Integration with CSF Workflows
This skill is particularly useful for CSF presentation processing:
- Convert Stage 7 (Presentation) deliverables to markdown for archival
- Generate alt-texts that capture chart types and business metrics
- Enable searching across presentations for specific analyses
- Version control presentation content alongside code and data
- Make analytical insights accessible to AI workflows
When working with CSF presentations, pay attention to:
- Color schemes (typically red/orange/blue for Price/CSF/MCV)
- Dual-panel comparison layouts (channel vs channel analysis)
- Stacked bar charts showing component breakdown
- Performance tables and metric comparisons
Example
See examples/uk_bbq_presentation/ for a complete reference conversion:
- Source: 15-slide CSF study presentation
- Output: Markdown with inline images and detailed alt-texts
- Demonstrates: Business analytics charts, dual-panel layouts, color-coded metrics
View the example to understand expected output format and alt-text patterns.
Best Practices
- Preserve originals: Never modify source files in shared folders; work with copies
- Validate immediately: Check each conversion before moving to alt-text generation
- Descriptive alt-texts: Make descriptions valuable for both accessibility and AI understanding
- Consistent DPI: Use 150 DPI for good quality/size balance (adjust if needed)

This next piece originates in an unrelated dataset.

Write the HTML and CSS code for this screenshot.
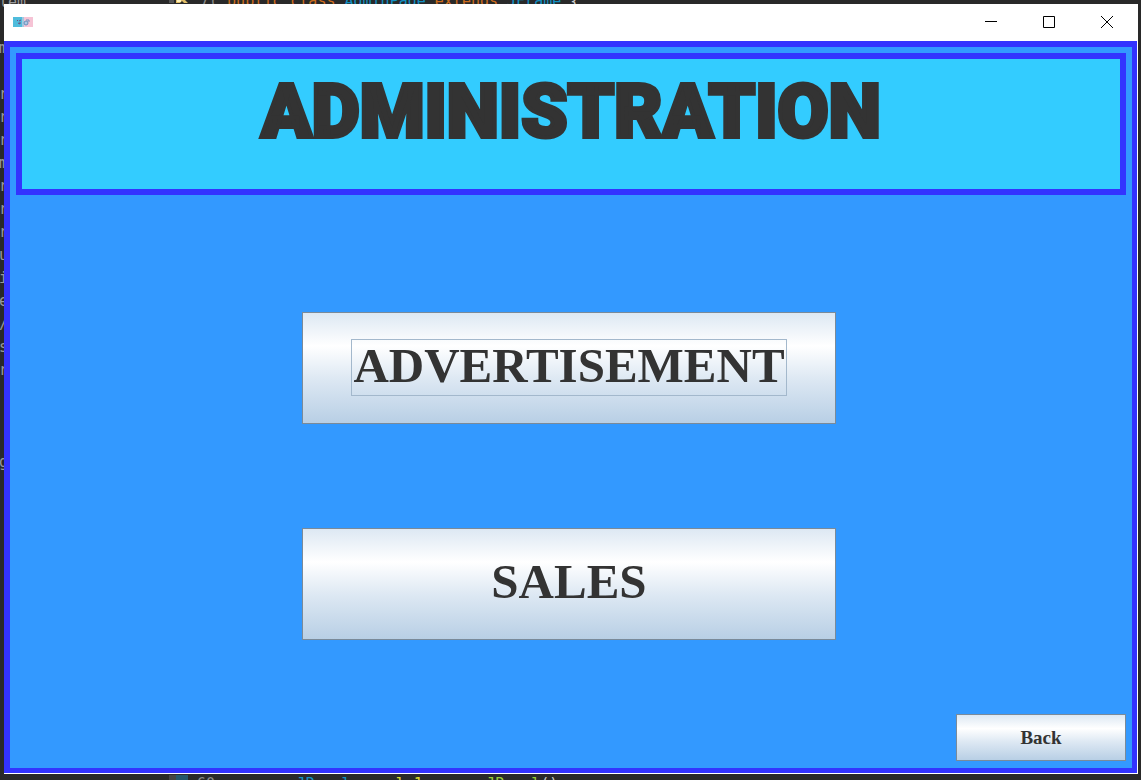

- Version control: Commit markdown outputs to track presentation changes
- Document process: Note any special handling needed for specific presentations
Key Files
- scripts/convert_pptx_to_markdown.py - Main conversion script (Python with uv)
- references/troubleshooting.md - Common issues and solutions
- examples/uk_bbq_presentation/ - Complete reference example
Quick Start
# 1. Run conversion script
./scripts/convert_pptx_to_markdown.py source/presentation.pptx output/
# 2. Generate alt-texts (AI-assisted)
# Read slide images and write detailed descriptions to output/alt-texts.md
# 3. Validate results
ls output/slide-images/ | wc -l # Should match slide count
cat output/presentation.md # View final markdown
The script handles all deterministic steps with proper error handling. Focus on generating high-quality alt-text descriptions that preserve the analytical and visual context of the presentation.